Jericho regains his balance, gets a decent grip on the wrench, and urgently works at the third bolt. The wrench catches and the bolt comes free, Jericho dropping it into the water far below. The gantry has not even come to a stop when David fires a burst of 9 mm. shells from the Uzi. He aims for Jericho’s back, the widest target, but the movement of the gantry throws him off. The Uzi shoots high, and the shells plunk into the concrete wall of the far side of the silo.

Jericho spins in his rope, a fly caught in a spider’s dangling web. Pushing off the nose cone, he spins to the other side, using the missile itself for cover.

Another burst from the Uzi, several shots pinging off the titanium shroud of the nose cone. Jericho winces as sparks fly.

The gunshots stop.

Stalemate.

David can’t shoot him, and Jericho can’t reach the computer box.

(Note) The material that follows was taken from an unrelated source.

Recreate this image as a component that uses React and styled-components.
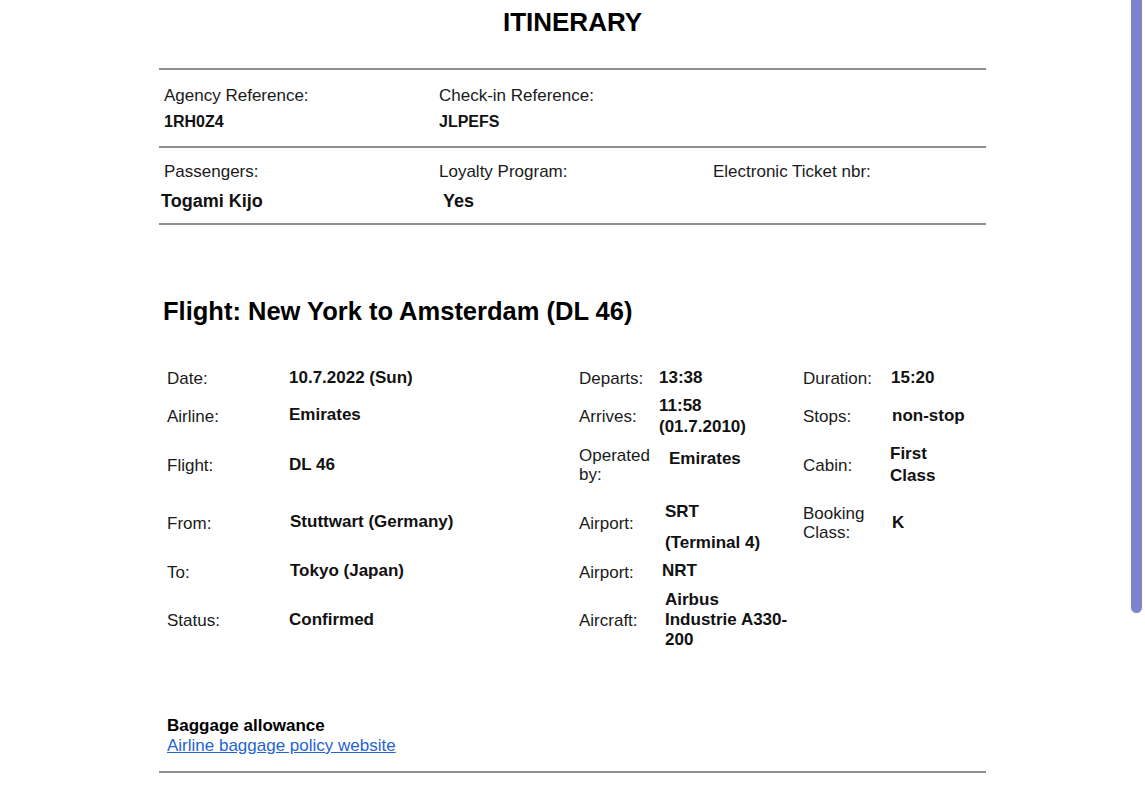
import React from "react";
import styled, { createGlobalStyle } from "styled-components";

const GlobalStyle = createGlobalStyle`
  body {
    margin: 0;
    background: #ffffff;
    font-family: "Liberation Sans", Arial, sans-serif;
    color: #111111;
  }
`;

const header = [
  {
    pad: "16px 0 14px 5px",
    big: false,
    cells: [
      { label: "Agency Reference:", value: "1RH0Z4" },
      { label: "Check-in Reference:", value: "JLPEFS" },
      { label: "", value: "" },
    ],
  },
  {
    pad: "14px 0 11px 5px",
    big: true,
    cells: [
      { label: "Passengers:", value: "Togami Kijo", shift: -3 },
      { label: "Loyalty Program:", value: "Yes", shift: 4 },
      { label: "Electronic Ticket nbr:", value: "" },
    ],
  },
];

// each row: three label / value pairs
const flight = [
  [
    { label: "Date:", lines: ["10.7.2022 (Sun)"] },
    { label: "Departs:", lines: ["13:38"] },
    { label: "Duration:", lines: ["15:20"], indent: 1 },
  ],
  [
    { label: "Airline:", lines: ["Emirates"], up: 1 },
    { label: "Arrives:", lines: ["11:58", "(01.7.2010)"], gap: 1 },
    { label: "Stops:", lines: ["non-stop"], indent: 2 },
  ],
  [
    { label: "Flight:", lines: ["DL 46"] },
    { label: "Operated by:", lines: ["Emirates"], indent: 10, up: 6 },
    { label: "Cabin:", lines: ["First", "Class"], gap: 2 },
  ],
  [
    { label: "From:", lines: ["Stuttwart (Germany)"], indent: 1, up: 1 },
    { label: "Airport:", lines: ["SRT", "(Terminal 4)"], indent: 6, gap: 11, down: 4 },
    { label: "Booking Class:", lines: ["K"], indent: 2 },
  ],
  [
    { label: "To:", lines: ["Tokyo (Japan)"], indent: 1, up: 1 },
    { label: "Airport:", lines: ["NRT"], indent: 3, up: 1 },
    { label: "", lines: [] },
  ],
  [
    { label: "Status:", lines: ["Confirmed"] },
    { label: "Aircraft:", lines: ["Airbus", "Industrie A330-", "200"], indent: 6 },
    { label: "", lines: [] },
  ],
];

function App() {
  return (
    <>
      <GlobalStyle />
      <ScrollThumb />
      <Page>
        <Title>ITINERARY</Title>
        <Rule $top={31} />
        {header.map((row, i) => (
          <React.Fragment key={i}>
            <InfoRow $pad={row.pad}>
              {row.cells.map((c, j) => (
                <div key={j}>
                  <InfoLabel>{c.label}</InfoLabel>
                  <InfoValue $big={row.big} $shift={c.shift || 0}>
                    {c.value}
                  </InfoValue>
                </div>
              ))}
            </InfoRow>
            <Rule />
          </React.Fragment>
        ))}

        <FlightTitle>Flight: New York to Amsterdam (DL 46)</FlightTitle>

        <DetailGrid>
          {flight.map((row, i) =>
            row.map((c, j) => (
              <React.Fragment key={`${i}-${j}`}>
                <Label>{c.label}</Label>
                <Value
                  $indent={c.indent || 0}
                  $up={c.up || 0}
                  $down={c.down || 0}
                >
                  {c.lines.map((l, k) => (
                    <Line key={k} $gap={k > 0 ? c.gap || 0 : 0}>
                      {l}
                    </Line>
                  ))}
                </Value>
              </React.Fragment>
            ))
          )}
        </DetailGrid>

        <Baggage>
          <BaggageHead>Baggage allowance</BaggageHead>
          <PolicyLink href="#">Airline baggage policy website</PolicyLink>
        </Baggage>
        <Rule $top={15} />
      </Page>
    </>
  );
}

export default App;

const Page = styled.div`
  width: 827px;
  margin: 0 auto;
`;

const Title = styled.h1`
  margin: 0;
  padding-top: 7px;
  font-size: 26px;
  line-height: 30px;
  font-weight: 700;
  text-align: center;
  color: #000;
`;

const Rule = styled.div`
  height: 0;
  margin-top: ${(p) => (p.$top ? p.$top : 0)}px;
  border-top: 2px solid #8e8e8e;
`;

const InfoRow = styled.div`
  display: grid;
  grid-template-columns: 275px 274px 1fr;
  padding: ${(p) => p.$pad};
`;

const InfoLabel = styled.div`
  font-size: 17px;
  line-height: 20px;
  min-height: 20px;
  color: #1a1a1a;
`;

const InfoValue = styled.div`
  margin-top: ${(p) => (p.$big ? 8 : 6)}px;
  margin-left: ${(p) => p.$shift}px;
  font-size: ${(p) => (p.$big ? 18 : 16)}px;
  line-height: ${(p) => (p.$big ? 22 : 20)}px;
  min-height: ${(p) => (p.$big ? 22 : 20)}px;
  font-weight: 700;
  color: #111;
`;

const FlightTitle = styled.h2`
  margin: 71px 0 0 4px;
  font-size: 25.5px;
  line-height: 30px;
  font-weight: 700;
  color: #000;
`;

const DetailGrid = styled.div`
  display: grid;
  margin-top: 33px;
  padding-left: 8px;
  grid-template-columns: 122px 290px 80px 144px 87px 1fr;
  grid-template-rows: 38px 38px 60px 56px 42px 54px;
  align-items: center;
`;

const Label = styled.div`
  font-size: 17px;
  line-height: 19px;
  color: #1a1a1a;
`;

const Value = styled.div`
  padding-left: ${(p) => p.$indent}px;
  margin-bottom: ${(p) => p.$up * 2}px;
  margin-top: ${(p) => p.$down * 2}px;
  font-size: 17px;
  font-weight: 700;
  color: #111;
`;

const Line = styled.div`
  line-height: 20px;
  margin-top: ${(p) => p.$gap}px;
  white-space: nowrap;
`;

const Baggage = styled.div`
  margin-top: 69px;
  padding-left: 8px;
  font-size: 17px;
  line-height: 20px;
`;

const BaggageHead = styled.div`
  font-weight: 700;
  color: #000;
`;

const PolicyLink = styled.a`
  color: #1f64d4;
  text-decoration: underline;
`;

const ScrollThumb = styled.div`
  position: fixed;
  top: 0;
  right: 3px;
  width: 11px;
  height: 613px;
  border-radius: 0 0 6px 6px;
  background: #7c85cc;
`;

David yells over the roar of the waterfall. “You’re finally going to get your wish, maintenance man.”

Jericho stays hidden behind the nose cone, but David sprays a half-dozen shots over him anyway. “You’re going to die a hero,” David says.

-55-

Nailing It

Water pours through the grates in the floor of the silo. Not enough to keep the water level from rising under the missile, but enough to flood the sump. At an incline in the sump near the launch control capsule, the water is just below James’ waist and still rising.

James takes a deep breath and dives under the surface, holding a flashlight. Cheeks blown out like a tropical fish, he sweeps the floor with his hand, desperately reaching for the key.

Hitting it.

Knocking it farther away. Damn. Damn. Damn.

He comes up for air. Gasping. He’s in lousy shape, a condition he blames on the lack of protein in the Eden Ranch diet. Funny, thinking about food at a time like this. But that’s what is going through his mind. Things he’ll miss when he’s dead. Which won’t be long, he is sure. Steaks and crossword puzzles and jazz quartets, and the computers, of course. But not much more. James always knew what it would be like, joining Davy on this gig. The final riff. A long way from taking yokels’ money for ten minutes of mind reading.

More than any of David’s followers, James knew. Not that he considered himself a follower. Buddies, pals, best friends. Okay, so Davy was the leader, as between the two of them, but James was no born-again groupie. Since the time they were kids, he knew Davy had a gift, could see things, and that was cool. It was long ago that James attached himself to Davy like a pilot fish to a shark, and it paid off for both of them. James had no life, he’d be the first to admit. Never did. No other friends as a kid, unsure with girls, then hopeless with women.